* **Goal**
Search the material for the word "TypeScript" and copy each line that holds it.

(Rows from a dataset of pages and code)

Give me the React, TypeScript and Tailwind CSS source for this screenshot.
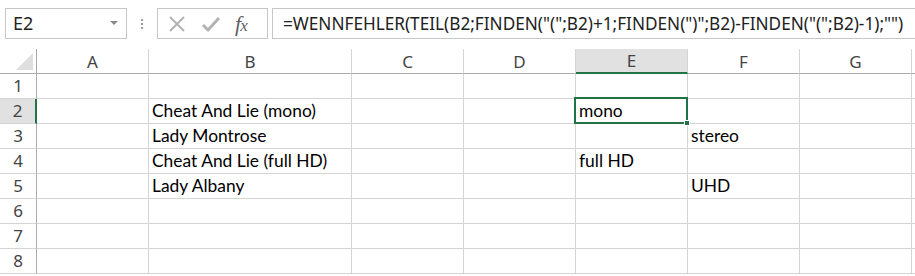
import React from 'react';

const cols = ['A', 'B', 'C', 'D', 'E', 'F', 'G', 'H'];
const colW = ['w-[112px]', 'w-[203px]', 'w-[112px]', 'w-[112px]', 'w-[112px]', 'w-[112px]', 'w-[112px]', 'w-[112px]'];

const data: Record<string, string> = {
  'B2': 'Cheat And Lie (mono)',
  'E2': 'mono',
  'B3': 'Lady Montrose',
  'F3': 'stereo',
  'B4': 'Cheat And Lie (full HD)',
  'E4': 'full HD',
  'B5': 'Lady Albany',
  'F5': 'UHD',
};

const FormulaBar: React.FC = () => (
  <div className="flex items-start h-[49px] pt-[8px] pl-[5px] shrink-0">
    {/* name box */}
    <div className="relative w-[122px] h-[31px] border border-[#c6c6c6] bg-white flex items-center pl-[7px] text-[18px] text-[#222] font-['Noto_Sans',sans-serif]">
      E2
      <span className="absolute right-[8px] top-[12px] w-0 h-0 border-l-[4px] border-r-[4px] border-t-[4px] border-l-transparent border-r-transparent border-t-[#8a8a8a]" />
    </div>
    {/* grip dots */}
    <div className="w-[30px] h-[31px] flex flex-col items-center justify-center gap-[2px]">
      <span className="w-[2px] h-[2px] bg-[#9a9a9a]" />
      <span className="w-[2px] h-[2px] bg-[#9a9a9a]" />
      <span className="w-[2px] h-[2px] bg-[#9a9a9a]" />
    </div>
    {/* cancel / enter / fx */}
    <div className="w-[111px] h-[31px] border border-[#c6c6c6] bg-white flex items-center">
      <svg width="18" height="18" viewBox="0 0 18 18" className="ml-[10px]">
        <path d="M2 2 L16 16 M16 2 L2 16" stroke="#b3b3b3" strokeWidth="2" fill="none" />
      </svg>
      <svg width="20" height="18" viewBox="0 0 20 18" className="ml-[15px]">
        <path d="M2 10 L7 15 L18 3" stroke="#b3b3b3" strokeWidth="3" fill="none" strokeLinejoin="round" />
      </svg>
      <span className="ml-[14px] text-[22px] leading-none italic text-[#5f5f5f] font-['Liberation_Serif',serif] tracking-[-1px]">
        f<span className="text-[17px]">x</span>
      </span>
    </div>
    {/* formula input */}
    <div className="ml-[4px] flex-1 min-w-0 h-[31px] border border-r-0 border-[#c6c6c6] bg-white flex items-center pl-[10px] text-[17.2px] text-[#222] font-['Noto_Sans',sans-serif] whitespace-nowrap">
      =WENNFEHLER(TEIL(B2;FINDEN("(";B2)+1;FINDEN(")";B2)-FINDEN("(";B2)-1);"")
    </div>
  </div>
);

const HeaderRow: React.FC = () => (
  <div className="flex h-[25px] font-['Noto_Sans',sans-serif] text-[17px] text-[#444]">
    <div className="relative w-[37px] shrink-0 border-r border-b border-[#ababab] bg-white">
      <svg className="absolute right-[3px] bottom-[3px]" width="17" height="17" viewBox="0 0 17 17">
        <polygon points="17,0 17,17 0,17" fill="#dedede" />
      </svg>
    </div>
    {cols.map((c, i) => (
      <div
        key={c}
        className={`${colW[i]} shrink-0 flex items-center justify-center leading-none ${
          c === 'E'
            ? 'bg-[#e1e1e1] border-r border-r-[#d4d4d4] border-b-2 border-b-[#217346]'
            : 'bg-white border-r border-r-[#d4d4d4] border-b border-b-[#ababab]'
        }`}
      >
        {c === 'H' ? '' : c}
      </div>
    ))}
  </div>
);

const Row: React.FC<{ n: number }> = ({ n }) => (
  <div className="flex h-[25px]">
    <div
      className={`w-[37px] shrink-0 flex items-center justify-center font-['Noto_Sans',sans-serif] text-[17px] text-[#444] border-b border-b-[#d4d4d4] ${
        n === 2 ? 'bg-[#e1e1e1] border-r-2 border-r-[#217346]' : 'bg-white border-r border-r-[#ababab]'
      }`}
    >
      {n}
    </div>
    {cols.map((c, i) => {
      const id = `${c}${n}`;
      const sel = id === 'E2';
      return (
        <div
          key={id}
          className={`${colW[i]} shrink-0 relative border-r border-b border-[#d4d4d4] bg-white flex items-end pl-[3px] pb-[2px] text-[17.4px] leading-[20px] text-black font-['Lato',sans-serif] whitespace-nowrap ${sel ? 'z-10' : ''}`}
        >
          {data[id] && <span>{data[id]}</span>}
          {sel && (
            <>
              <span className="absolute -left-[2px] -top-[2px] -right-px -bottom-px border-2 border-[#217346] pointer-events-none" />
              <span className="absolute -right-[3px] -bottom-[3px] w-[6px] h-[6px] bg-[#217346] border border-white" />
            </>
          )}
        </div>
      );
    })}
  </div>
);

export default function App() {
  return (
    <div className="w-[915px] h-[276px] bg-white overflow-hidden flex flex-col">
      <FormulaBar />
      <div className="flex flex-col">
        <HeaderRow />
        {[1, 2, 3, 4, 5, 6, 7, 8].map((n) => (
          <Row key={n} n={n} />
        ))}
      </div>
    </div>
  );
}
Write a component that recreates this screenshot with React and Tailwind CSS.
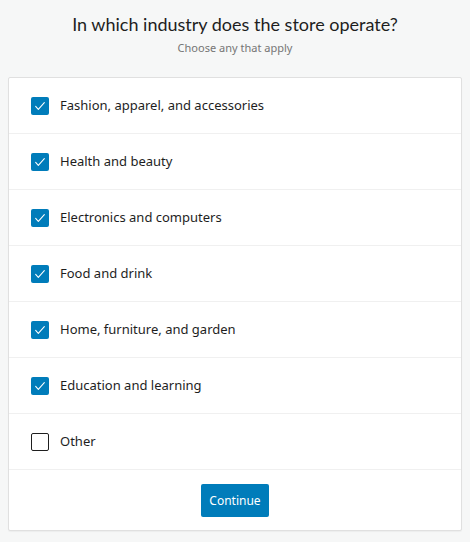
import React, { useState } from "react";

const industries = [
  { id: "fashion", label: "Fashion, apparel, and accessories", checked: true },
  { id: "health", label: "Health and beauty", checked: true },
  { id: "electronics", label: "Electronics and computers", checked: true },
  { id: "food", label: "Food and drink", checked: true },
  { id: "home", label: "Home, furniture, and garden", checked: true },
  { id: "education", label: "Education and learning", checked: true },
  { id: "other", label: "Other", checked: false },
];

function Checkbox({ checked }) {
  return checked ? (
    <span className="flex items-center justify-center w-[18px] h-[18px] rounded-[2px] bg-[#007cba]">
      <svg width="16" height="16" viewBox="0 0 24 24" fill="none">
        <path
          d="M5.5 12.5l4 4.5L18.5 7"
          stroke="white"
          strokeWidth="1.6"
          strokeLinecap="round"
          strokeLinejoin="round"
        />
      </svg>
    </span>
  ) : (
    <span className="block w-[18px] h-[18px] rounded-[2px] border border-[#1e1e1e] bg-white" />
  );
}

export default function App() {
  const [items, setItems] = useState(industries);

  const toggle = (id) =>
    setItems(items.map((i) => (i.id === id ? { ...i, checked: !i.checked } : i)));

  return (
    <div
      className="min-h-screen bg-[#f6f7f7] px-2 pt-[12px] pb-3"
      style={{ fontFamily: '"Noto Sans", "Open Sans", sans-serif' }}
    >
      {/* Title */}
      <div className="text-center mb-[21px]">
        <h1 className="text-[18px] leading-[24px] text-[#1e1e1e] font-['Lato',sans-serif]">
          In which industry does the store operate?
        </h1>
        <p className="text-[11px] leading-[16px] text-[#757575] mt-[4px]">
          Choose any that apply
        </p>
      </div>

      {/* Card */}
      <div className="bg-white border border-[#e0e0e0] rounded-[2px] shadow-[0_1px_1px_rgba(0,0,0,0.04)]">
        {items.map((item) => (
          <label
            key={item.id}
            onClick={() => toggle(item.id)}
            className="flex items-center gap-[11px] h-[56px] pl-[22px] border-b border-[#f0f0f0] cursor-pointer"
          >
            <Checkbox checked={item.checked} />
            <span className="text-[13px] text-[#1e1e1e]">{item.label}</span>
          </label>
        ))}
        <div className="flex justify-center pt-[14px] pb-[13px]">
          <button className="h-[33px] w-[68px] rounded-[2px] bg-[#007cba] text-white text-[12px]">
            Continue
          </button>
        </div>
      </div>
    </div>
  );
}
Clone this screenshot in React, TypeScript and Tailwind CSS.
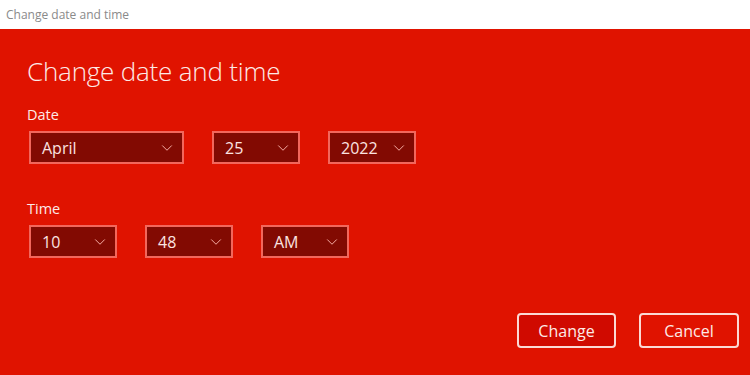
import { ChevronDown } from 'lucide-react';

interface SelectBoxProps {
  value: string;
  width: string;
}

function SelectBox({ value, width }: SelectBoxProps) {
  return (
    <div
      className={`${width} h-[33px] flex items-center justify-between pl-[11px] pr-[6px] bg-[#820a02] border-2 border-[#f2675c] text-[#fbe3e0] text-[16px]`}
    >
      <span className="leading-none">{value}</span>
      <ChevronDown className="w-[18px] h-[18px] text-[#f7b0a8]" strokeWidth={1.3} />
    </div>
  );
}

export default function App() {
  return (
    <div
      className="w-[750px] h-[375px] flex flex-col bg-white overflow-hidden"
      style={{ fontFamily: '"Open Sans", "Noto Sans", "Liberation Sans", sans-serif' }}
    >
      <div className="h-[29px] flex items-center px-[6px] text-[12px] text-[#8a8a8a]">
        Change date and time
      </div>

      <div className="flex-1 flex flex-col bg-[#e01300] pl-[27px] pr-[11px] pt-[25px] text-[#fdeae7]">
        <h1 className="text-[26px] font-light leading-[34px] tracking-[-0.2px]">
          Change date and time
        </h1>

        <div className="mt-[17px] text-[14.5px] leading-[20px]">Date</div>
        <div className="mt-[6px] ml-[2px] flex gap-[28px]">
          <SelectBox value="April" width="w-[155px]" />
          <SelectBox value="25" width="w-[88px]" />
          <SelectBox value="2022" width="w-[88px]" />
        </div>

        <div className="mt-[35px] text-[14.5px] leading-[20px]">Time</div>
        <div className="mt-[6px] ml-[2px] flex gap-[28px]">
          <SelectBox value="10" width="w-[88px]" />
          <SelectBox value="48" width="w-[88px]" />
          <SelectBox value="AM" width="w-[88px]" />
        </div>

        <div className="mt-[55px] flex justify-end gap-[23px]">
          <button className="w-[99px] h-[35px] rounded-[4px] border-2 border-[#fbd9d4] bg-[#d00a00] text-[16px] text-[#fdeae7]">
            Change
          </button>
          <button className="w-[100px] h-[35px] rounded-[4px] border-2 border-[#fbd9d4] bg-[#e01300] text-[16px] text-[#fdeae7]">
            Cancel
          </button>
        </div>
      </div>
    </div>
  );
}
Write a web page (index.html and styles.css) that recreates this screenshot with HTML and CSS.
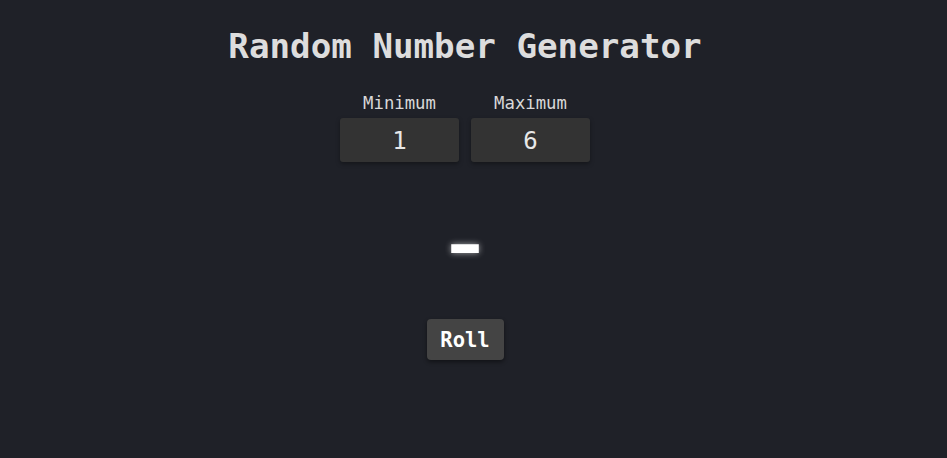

* **Output below**
Give me the React, TypeScript and Tailwind CSS source for this screenshot.
Clone this screenshot in React, TypeScript and Tailwind CSS.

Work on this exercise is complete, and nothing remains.